Horticulture once had a string of experimental horticulture stations in the centres of production. Kirton served the Boston Corridor, responsible for most of the nation's field vegetables and Lincolnshire's flower bulbs. Other centres were equally pivotal. Efford, for example, was the powerhouse for nursery-stock growers.
This system was part of government contracts with horticulture. Horticulture got no subsidies but had an effective means of translating basic research into practical technology and educated staff to use it. Of course, it is not the Government that has shut Kirton. That task has gone to the University of Warwick in the same way that Imperial College is shutting Wye College.
Irrespective of these niceties of closure by agency, the result is the same. Steadily, Britain is dismantling its capabilities for providing practical science, technology and education supporting horticulture. No industry survives long without this aid, which ultimately only governments can provide. Ironically, this process is reaching a finale just as horticulture's products are appreciated as of prime value in sustaining physical and mental health.

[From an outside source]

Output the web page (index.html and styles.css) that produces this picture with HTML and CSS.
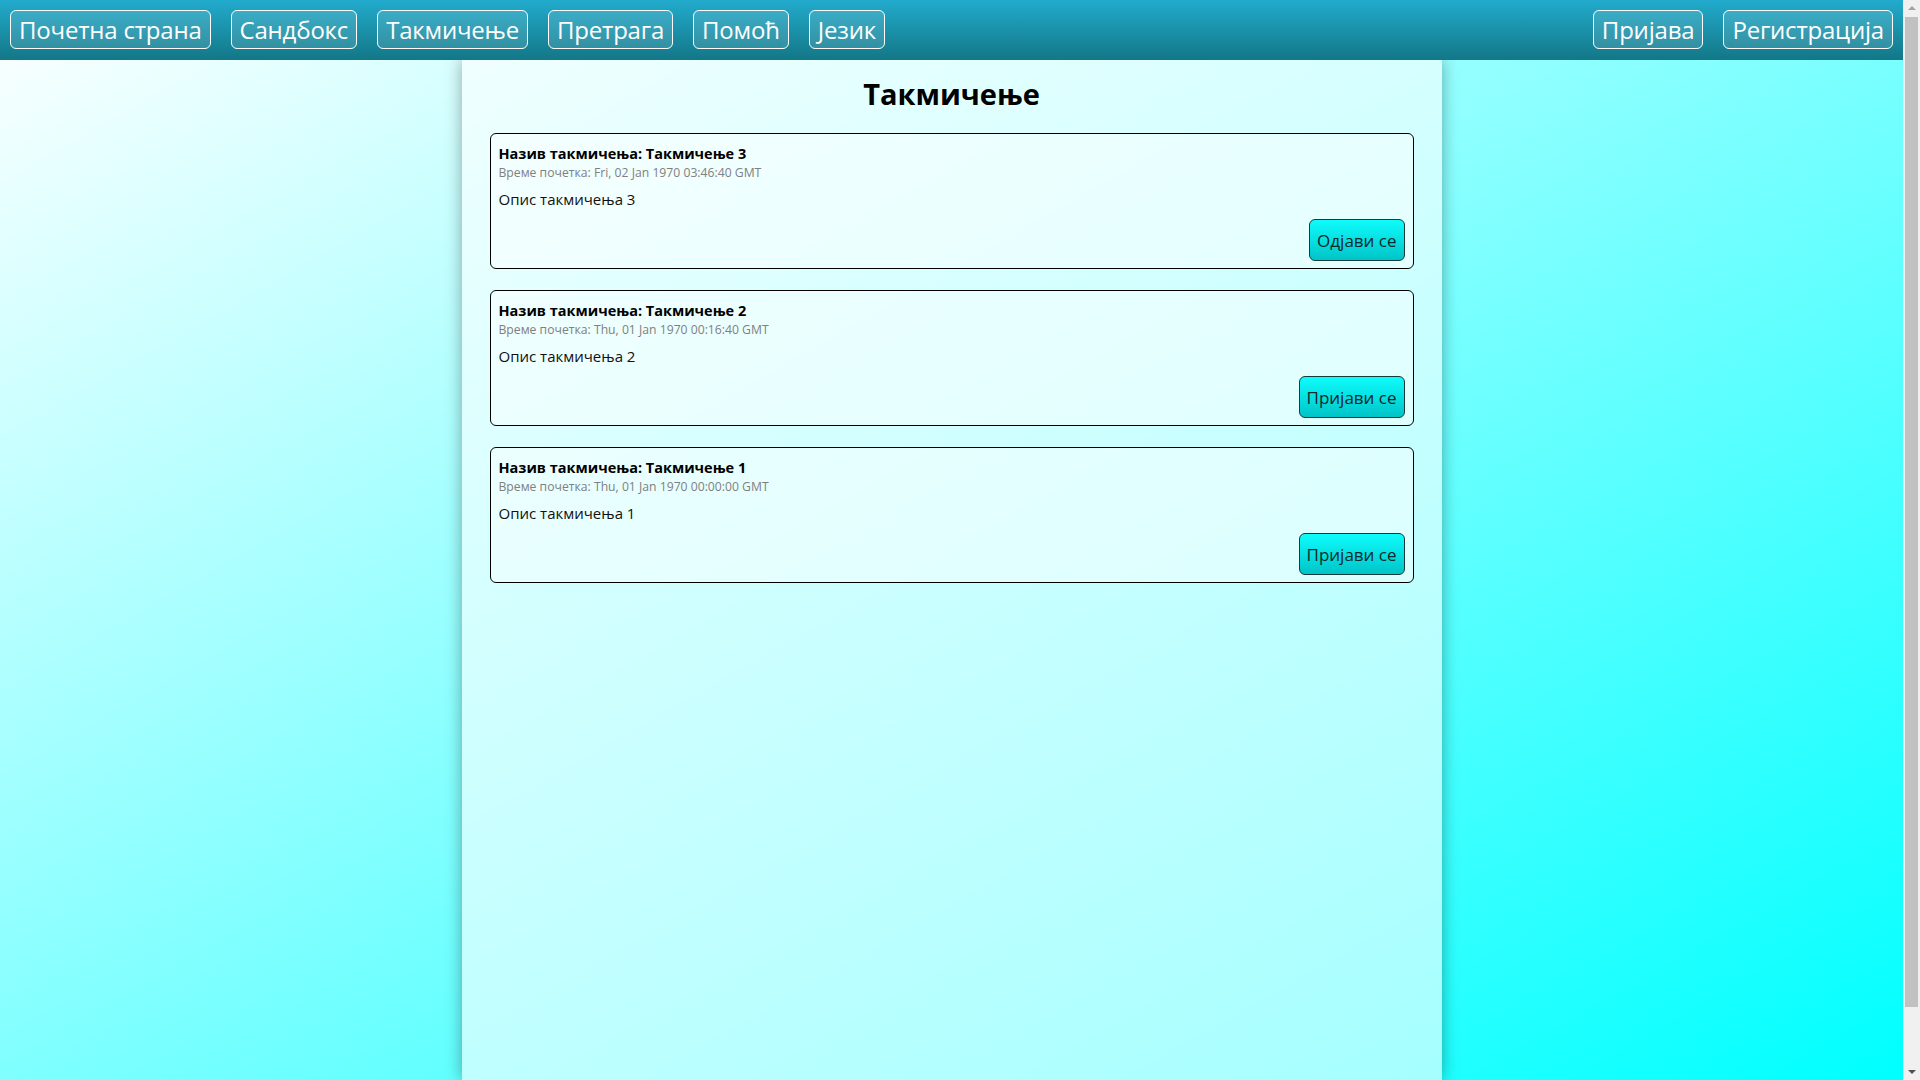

What's gone wrong? Essentially two failures are apparent. Firstly, the British public is conditioned into thinking that importing foodstuffs, in the widest sense, is best. Secondly, using high-grade science and technology in support of crop production is wrong.
These failures were demonstrated in popular press reports of Thanet Earth coming on stream. Foodies were advocating bitter, open-pollinated gherkins imported from the Aegean against a succulent new-season Kentish crop. Thanet Earth is a huge Kentish horticultural success, comparable to Cornwall's Eden. A decade ago, Eden's underpinning science and technology was home-grown. Thanet Earth's is Continental, so no connection at all with shutting neighbouring Wye College, I suppose?